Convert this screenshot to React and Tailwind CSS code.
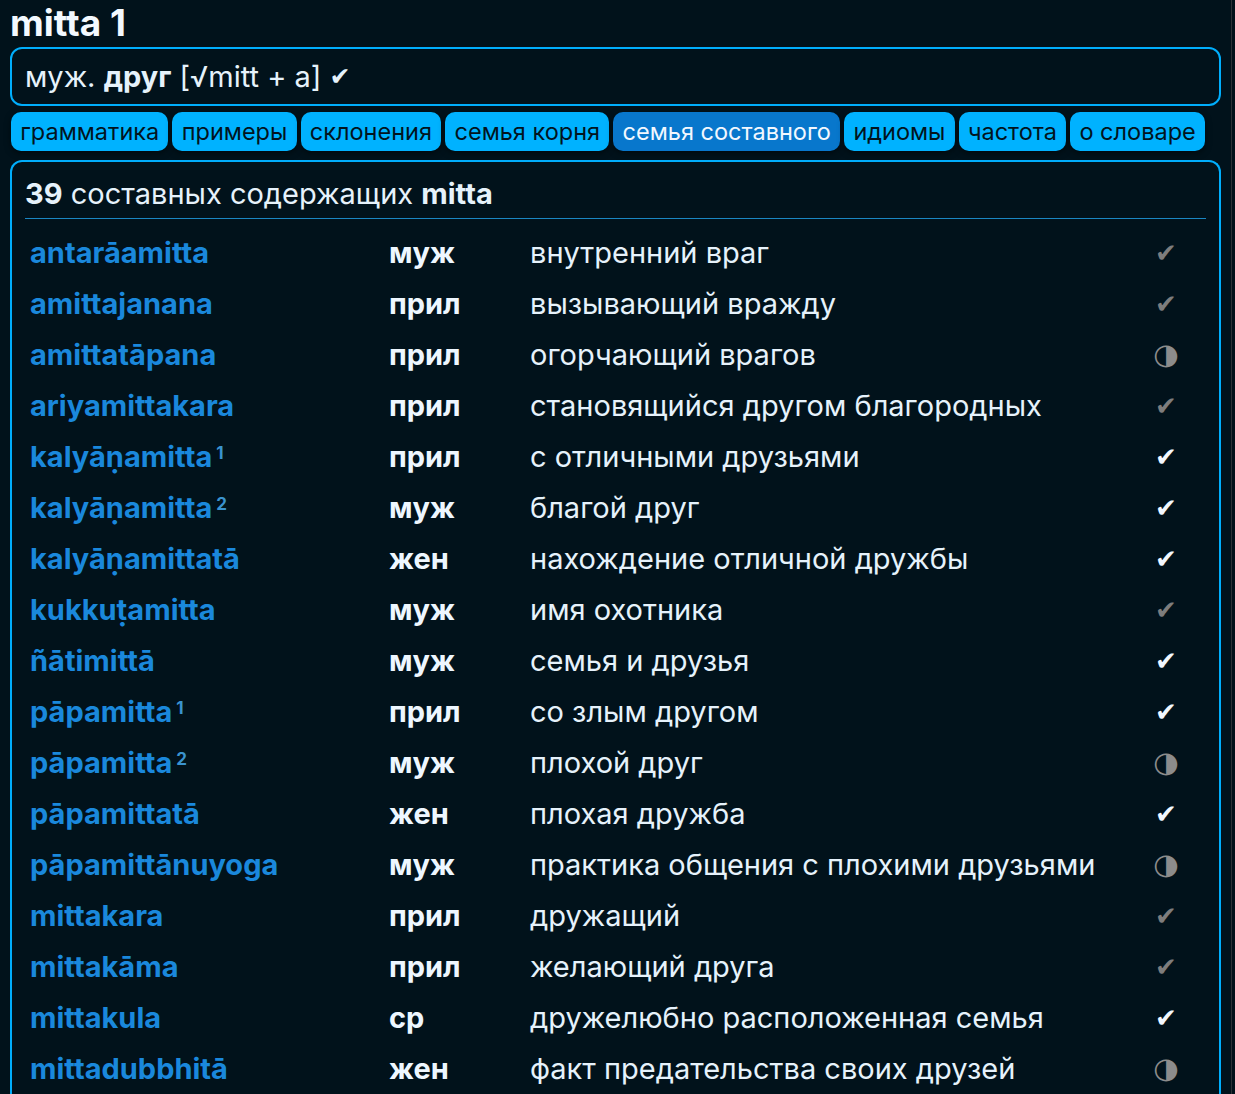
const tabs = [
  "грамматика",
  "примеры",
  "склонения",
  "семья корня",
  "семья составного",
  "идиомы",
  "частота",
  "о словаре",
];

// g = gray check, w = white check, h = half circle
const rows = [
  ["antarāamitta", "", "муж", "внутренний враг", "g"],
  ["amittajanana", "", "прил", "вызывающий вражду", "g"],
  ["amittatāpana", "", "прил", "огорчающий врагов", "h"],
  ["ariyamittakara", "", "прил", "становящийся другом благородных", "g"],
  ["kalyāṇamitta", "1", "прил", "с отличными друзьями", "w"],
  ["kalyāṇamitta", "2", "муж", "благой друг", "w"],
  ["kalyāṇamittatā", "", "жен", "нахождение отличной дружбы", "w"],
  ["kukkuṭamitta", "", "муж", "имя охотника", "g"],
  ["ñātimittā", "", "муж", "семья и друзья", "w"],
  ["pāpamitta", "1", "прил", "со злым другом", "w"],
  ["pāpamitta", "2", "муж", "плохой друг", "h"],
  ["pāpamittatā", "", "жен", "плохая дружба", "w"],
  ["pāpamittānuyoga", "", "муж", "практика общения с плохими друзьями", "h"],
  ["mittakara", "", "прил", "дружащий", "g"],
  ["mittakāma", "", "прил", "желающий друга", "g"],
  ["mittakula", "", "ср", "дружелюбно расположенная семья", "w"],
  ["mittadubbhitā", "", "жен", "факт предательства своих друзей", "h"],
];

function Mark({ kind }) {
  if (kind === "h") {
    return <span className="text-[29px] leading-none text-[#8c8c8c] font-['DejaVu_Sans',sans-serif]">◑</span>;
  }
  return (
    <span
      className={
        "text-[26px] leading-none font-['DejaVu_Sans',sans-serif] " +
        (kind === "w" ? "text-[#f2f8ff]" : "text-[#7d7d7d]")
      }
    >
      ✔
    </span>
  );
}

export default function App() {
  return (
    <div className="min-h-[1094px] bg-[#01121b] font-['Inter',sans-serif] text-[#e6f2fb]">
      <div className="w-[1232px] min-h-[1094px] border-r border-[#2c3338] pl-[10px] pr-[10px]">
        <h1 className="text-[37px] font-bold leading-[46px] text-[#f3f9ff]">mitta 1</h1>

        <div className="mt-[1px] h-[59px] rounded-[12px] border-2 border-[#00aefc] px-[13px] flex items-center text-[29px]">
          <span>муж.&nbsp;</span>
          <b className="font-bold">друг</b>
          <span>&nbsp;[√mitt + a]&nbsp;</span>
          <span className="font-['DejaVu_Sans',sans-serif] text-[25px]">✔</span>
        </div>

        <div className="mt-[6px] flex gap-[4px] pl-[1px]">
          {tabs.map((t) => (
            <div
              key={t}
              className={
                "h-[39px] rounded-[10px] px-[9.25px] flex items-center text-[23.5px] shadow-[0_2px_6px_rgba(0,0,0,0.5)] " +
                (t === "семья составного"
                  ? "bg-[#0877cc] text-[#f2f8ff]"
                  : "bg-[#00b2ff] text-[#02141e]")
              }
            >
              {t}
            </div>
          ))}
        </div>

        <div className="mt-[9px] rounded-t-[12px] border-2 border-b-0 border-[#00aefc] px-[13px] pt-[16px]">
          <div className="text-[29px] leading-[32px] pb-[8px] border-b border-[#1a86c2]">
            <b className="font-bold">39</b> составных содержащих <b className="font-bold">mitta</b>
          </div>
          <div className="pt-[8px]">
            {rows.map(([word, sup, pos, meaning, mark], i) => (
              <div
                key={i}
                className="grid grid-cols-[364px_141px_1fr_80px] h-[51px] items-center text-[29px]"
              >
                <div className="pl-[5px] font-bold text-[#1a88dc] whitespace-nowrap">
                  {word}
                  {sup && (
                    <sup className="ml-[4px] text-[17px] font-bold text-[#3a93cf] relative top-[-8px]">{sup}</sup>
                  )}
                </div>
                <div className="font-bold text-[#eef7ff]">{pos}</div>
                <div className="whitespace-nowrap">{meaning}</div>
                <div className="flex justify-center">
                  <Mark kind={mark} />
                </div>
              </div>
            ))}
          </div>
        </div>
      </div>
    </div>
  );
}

▶ Direction: Go through the listing above and write it out again exactly, dropping the pictures.

▶ Solution to the exercise:
Convert this screenshot to React and Tailwind CSS code.
const tabs = [
  "грамматика",
  "примеры",
  "склонения",
  "семья корня",
  "семья составного",
  "идиомы",
  "частота",
  "о словаре",
];

// g = gray check, w = white check, h = half circle
const rows = [
  ["antarāamitta", "", "муж", "внутренний враг", "g"],
  ["amittajanana", "", "прил", "вызывающий вражду", "g"],
  ["amittatāpana", "", "прил", "огорчающий врагов", "h"],
  ["ariyamittakara", "", "прил", "становящийся другом благородных", "g"],
  ["kalyāṇamitta", "1", "прил", "с отличными друзьями", "w"],
  ["kalyāṇamitta", "2", "муж", "благой друг", "w"],
  ["kalyāṇamittatā", "", "жен", "нахождение отличной дружбы", "w"],
  ["kukkuṭamitta", "", "муж", "имя охотника", "g"],
  ["ñātimittā", "", "муж", "семья и друзья", "w"],
  ["pāpamitta", "1", "прил", "со злым другом", "w"],
  ["pāpamitta", "2", "муж", "плохой друг", "h"],
  ["pāpamittatā", "", "жен", "плохая дружба", "w"],
  ["pāpamittānuyoga", "", "муж", "практика общения с плохими друзьями", "h"],
  ["mittakara", "", "прил", "дружащий", "g"],
  ["mittakāma", "", "прил", "желающий друга", "g"],
  ["mittakula", "", "ср", "дружелюбно расположенная семья", "w"],
  ["mittadubbhitā", "", "жен", "факт предательства своих друзей", "h"],
];

function Mark({ kind }) {
  if (kind === "h") {
    return <span className="text-[29px] leading-none text-[#8c8c8c] font-['DejaVu_Sans',sans-serif]">◑</span>;
  }
  return (
    <span
      className={
        "text-[26px] leading-none font-['DejaVu_Sans',sans-serif] " +
        (kind === "w" ? "text-[#f2f8ff]" : "text-[#7d7d7d]")
      }
    >
      ✔
    </span>
  );
}

export default function App() {
  return (
    <div className="min-h-[1094px] bg-[#01121b] font-['Inter',sans-serif] text-[#e6f2fb]">
      <div className="w-[1232px] min-h-[1094px] border-r border-[#2c3338] pl-[10px] pr-[10px]">
        <h1 className="text-[37px] font-bold leading-[46px] text-[#f3f9ff]">mitta 1</h1>

        <div className="mt-[1px] h-[59px] rounded-[12px] border-2 border-[#00aefc] px-[13px] flex items-center text-[29px]">
          <span>муж.&nbsp;</span>
          <b className="font-bold">друг</b>
          <span>&nbsp;[√mitt + a]&nbsp;</span>
          <span className="font-['DejaVu_Sans',sans-serif] text-[25px]">✔</span>
        </div>

        <div className="mt-[6px] flex gap-[4px] pl-[1px]">
          {tabs.map((t) => (
            <div
              key={t}
              className={
                "h-[39px] rounded-[10px] px-[9.25px] flex items-center text-[23.5px] shadow-[0_2px_6px_rgba(0,0,0,0.5)] " +
                (t === "семья составного"
                  ? "bg-[#0877cc] text-[#f2f8ff]"
                  : "bg-[#00b2ff] text-[#02141e]")
              }
            >
              {t}
            </div>
          ))}
        </div>

        <div className="mt-[9px] rounded-t-[12px] border-2 border-b-0 border-[#00aefc] px-[13px] pt-[16px]">
          <div className="text-[29px] leading-[32px] pb-[8px] border-b border-[#1a86c2]">
            <b className="font-bold">39</b> составных содержащих <b className="font-bold">mitta</b>
          </div>
          <div className="pt-[8px]">
            {rows.map(([word, sup, pos, meaning, mark], i) => (
              <div
                key={i}
                className="grid grid-cols-[364px_141px_1fr_80px] h-[51px] items-center text-[29px]"
              >
                <div className="pl-[5px] font-bold text-[#1a88dc] whitespace-nowrap">
                  {word}
                  {sup && (
                    <sup className="ml-[4px] text-[17px] font-bold text-[#3a93cf] relative top-[-8px]">{sup}</sup>
                  )}
                </div>
                <div className="font-bold text-[#eef7ff]">{pos}</div>
                <div className="whitespace-nowrap">{meaning}</div>
                <div className="flex justify-center">
                  <Mark kind={mark} />
                </div>
              </div>
            ))}
          </div>
        </div>
      </div>
    </div>
  );
}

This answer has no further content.